A field in a Class of Record description. This unique identifying number is created by each institution for each Class of Record description using the institution's Federal Identity Program acronym (or commonly used acronym) and the institution's reference number.

Reading Room

The Access to Information Act requires all government institutions subject to the Act to provide facilities where their information and/or manuals can be reviewed. One or more locations may be provided by an institution.

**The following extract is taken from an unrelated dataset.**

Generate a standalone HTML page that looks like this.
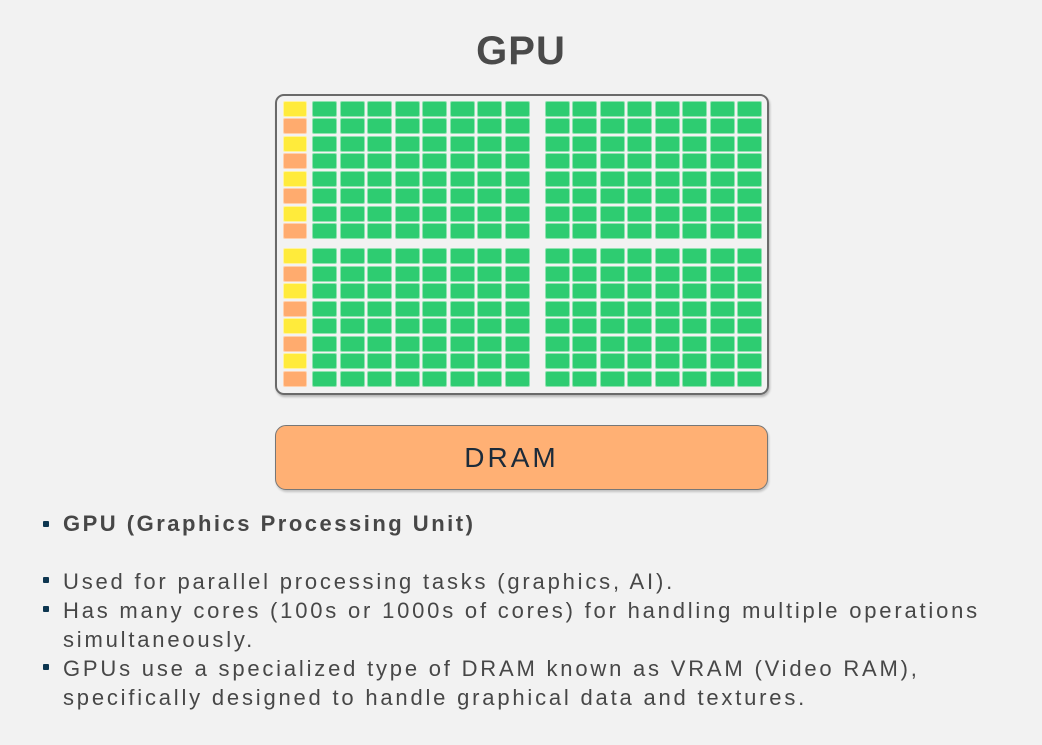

Records Disposition Authority (RDA) Number

A field in a Personal Information Bank. A unique number assigned by Library and Archives Canada. A Records Disposition Authority is the instrument that the Librarian and Archivist of Canada issues to enable government institutions to dispose of records which no longer have operational or other utility. There are three disposition methods - destroying the records (at the discretion of institutions), transferring historical records to the control of Library and Archives Canada, or removing records from the control of the Government of Canada; e.g. transferring them to a Special Operating Agency or other level of government.

Related Record Number

A field in a Personal Information Bank. Personal Information Banks must be cross-referenced to institutional Classes of Records. See the definition of Record Number above.

Retention and Disposal Standards

A field in a Personal Information Bank. Identifies the length of time records are maintained under the control of an institution and the point at which the final disposition is applied.

TBS Registration Number

A field in a Personal Information Bank. Unique number assigned by Treasury Board Secretariat once a Personal Information Bank has been reviewed and registered in the TBS database.